Poche notti dopo al figlio della coppia “regolare”, succede il dramma: il bimbo pare dormire stranamente tranquillo e quieto, per una volta, ma quando la madre si avvicina per accarezzarlo, si accorge che il piccolo è freddo e non respira: “morte nella culla”, sentenziano i fatti, secondo i segni distintivi di una sindrome meno rara di quel che si possa pensare. Conseguenza: una madre distrutta dal dolore, resa quasi folle dalla situazione, e che si fa promettere al marito di non avvisare nessuno; al poliziotto, devastato, non resta che agire d'istinto e prendere in mano la situazione, approfittando dell'esperienza ancora fresca dei giorni passati, e commettendo pertanto un'azione impossibile, improbabile, al limite del diabolico: convincendosi, e cercando di farci convincere, di aver preso la decisione giusta nel momento più favorevole.
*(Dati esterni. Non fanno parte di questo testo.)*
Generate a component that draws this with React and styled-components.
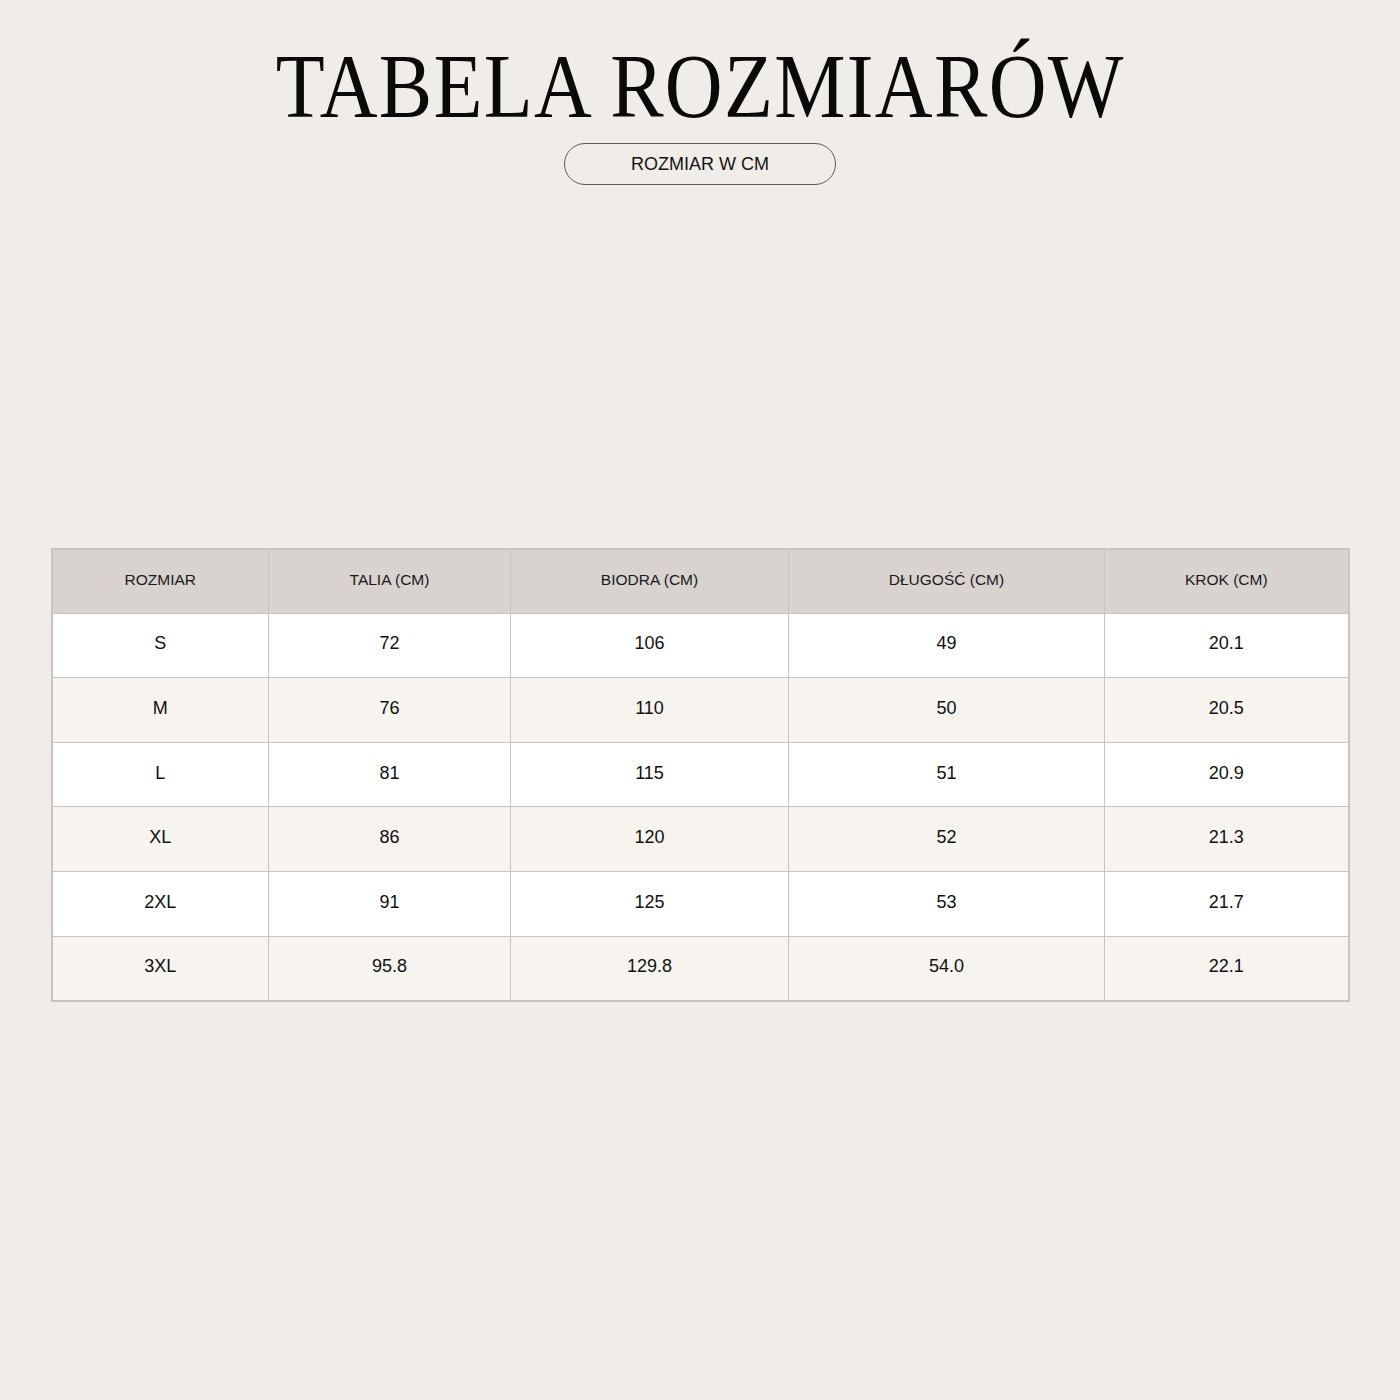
import React from "react";
import styled, { createGlobalStyle } from "styled-components";

const Global = createGlobalStyle`
  html, body { margin: 0; padding: 0; background: #f0ede8; }
  body { font-family: "Liberation Sans", Arial, sans-serif; color: #111; }
`;

const Page = styled.div`
  width: 1400px;
  height: 1400px;
  box-sizing: border-box;
  display: flex;
  flex-direction: column;
  align-items: center;
  padding-top: 39px;
  background: #f0ede8;
`;

const Title = styled.h1`
  margin: 0;
  font-family: "Liberation Serif", "Times New Roman", serif;
  font-weight: 400;
  font-size: 91px;
  line-height: 96px;
  letter-spacing: 1.5px;
  color: #0a0a0a;
  transform: scaleX(0.88);
  white-space: nowrap;
`;

const Pill = styled.div`
  margin-top: 8px;
  width: 272px;
  height: 42px;
  box-sizing: border-box;
  border: 1px solid #5e5e5e;
  border-radius: 21px;
  display: flex;
  align-items: center;
  justify-content: center;
  font-size: 18px;
  color: #151515;
`;

const Table = styled.table`
  margin-top: 363px;
  width: 1297px;
  border-collapse: collapse;
  table-layout: fixed;
  border: 2px solid #c8c4bf;
`;

const HeadCell = styled.th`
  height: 64px;
  box-sizing: border-box;
  padding: 0 0 3px;
  background: #d8d3cf;
  border: 1.5px solid #c8c4bf;
  font-weight: 400;
  font-size: 15.5px;
  color: #1a1a1a;
  text-align: center;
`;

const Row = styled.tr`
  background: ${(p) => (p.$alt ? "#f7f4ef" : "#ffffff")};
`;

const Cell = styled.td`
  height: 64.67px;
  padding: 0 0 3px;
  box-sizing: border-box;
  border: 1.5px solid #c8c4bf;
  font-size: 18px;
  color: #111;
  text-align: center;
`;

const cols = [217, 242, 278, 316, 244];
const headers = ["ROZMIAR", "TALIA (CM)", "BIODRA (CM)", "DŁUGOŚĆ (CM)", "KROK (CM)"];
const rows = [
  ["S", "72", "106", "49", "20.1"],
  ["M", "76", "110", "50", "20.5"],
  ["L", "81", "115", "51", "20.9"],
  ["XL", "86", "120", "52", "21.3"],
  ["2XL", "91", "125", "53", "21.7"],
  ["3XL", "95.8", "129.8", "54.0", "22.1"],
];

export default function App() {
  return (
    <>
      <Global />
      <Page>
        <Title>TABELA ROZMIARÓW</Title>
        <Pill>ROZMIAR W CM</Pill>
        <Table>
          <colgroup>
            {cols.map((w, i) => (
              <col key={i} style={{ width: w }} />
            ))}
          </colgroup>
          <thead>
            <tr>
              {headers.map((h) => (
                <HeadCell key={h}>{h}</HeadCell>
              ))}
            </tr>
          </thead>
          <tbody>
            {rows.map((r, i) => (
              <Row key={r[0]} $alt={i % 2 === 1}>
                {r.map((c, j) => (
                  <Cell key={j}>{c}</Cell>
                ))}
              </Row>
            ))}
          </tbody>
        </Table>
      </Page>
    </>
  );
}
Condannando a pena (ingiusta?) chi moralmente merita una condanna (divina?), e aggiustando in modo un pò "artigiano" ma coerente una situazione sbandata oltre ogni aspettativa.

Inutile e fuori luogo rivelare qui nei dettagli cosa realmente succede, ma la verità, per quanto sfacciata, è cosa sconvolgente, oltre che davvero improbabile; come improbabilissima è la svolta che prende da quel momento la vicenda, nella quale parte integrante come tassello risolutore, assume l’amico poliziotto del nostro protagonista, impersonato dal noto ed apprezzato attore danese Ulrich Thomsen, alcolizzato e solo, a differenza del suo collega perfetto e felice, ma in grado, da pochi dettagli, di venire a capo della incredibile verità, in tutte le sue più devastanti sfaccettature.

Il cinema, nel suo complesso e nella sua eterogeneità, è bello perché si può, tramite esso, raccontare tutto ciò che si vuole, anche scendendo a patti con le storie più devastanti, intricate ed improbabili.

La cronaca, di qualsiasi colore essa sia, ci sciorina peraltro notizie a volte così sconvolgenti da farci ammettere la teoria secondo la quale certe volte "la realtà supera la fantasia". Tuttavia qui, in Second Chance, la Blier prosegue imperterrita nel suo ostinato intento indagatore che ha avuto frutti più riusciti e maturi in altre occasioni, e sbaglia completamente stile e toni di racconto: raccoglie azioni e situazioni forti, supponendo che basti l’accumulo di emozioni per rendere auspicabile una serie di avvicendamenti davvero troppo lasciati al caso, alla combinazione fortuita, alla intuizione del singolo; insomma la cineasta porta avanti imperterrita il suo drammatico susseguirsi di tragedie e colpi di scena, senza mutare mai lo stile rigido, lucido e cronachistico del suo linguaggio, che pertanto finisce per assumere tonalità grottesche e davvero poco idonee a mantenere la storia entro i limiti di un atteggiamento produttivo e pertinente, ma che invece appare palesemente ricattatorio e moralista.

Non sono in grado, a questo proposito, di asserire che un atteggiamento o l’utilizzo di toni più ironici, piuttosto che magari l’adozione uno stile più noir e meno melodrammatico, avrebbero giovato maggiormente al film rendendo più digeribile l'amalgama.

Fatto sta che la vicenda si segue indubbiamente con una innata, forse anche morbosa curiosità e una qual forma di masochistica partecipazione, oltre che grazie ad un coerente, inevitabile senso di inquietudine; ma nel complesso il film risulta troppo furbo e freddamente calcolato,  e naufraga clamorosamente, affossato da un’ondata spiazzante di (melo)drammaticità che si impossessa dei vari filoni a cui cerca invano di aggrapparsi la storia, rendendo zoppi sia la parte concentrata sugli elementi di un’ indagine poliziesca dai risvolti inverosimili (troppi particolari stridono o vengono tralasciati, trascurati, abbandonati a se stessi), lasciata un po’ al caso e alle intuizioni imprevedibili di un poliziotto alcolizzato, sia l’aspetto improntato sulle differenti connessioni di un inevitabile raffronto di ceti o classi sociali: risultante quest'ultimo decisamente schematico e grossolano, svilito da semplicistiche rappresentazioni di ambienti casalinghi diametralmente opposti, poco efficaci entrambi, o simbolicamente troppo puerili per dare una rappresentazione realmente concreta del malessere che regna in entrambe le differenti dimensioni.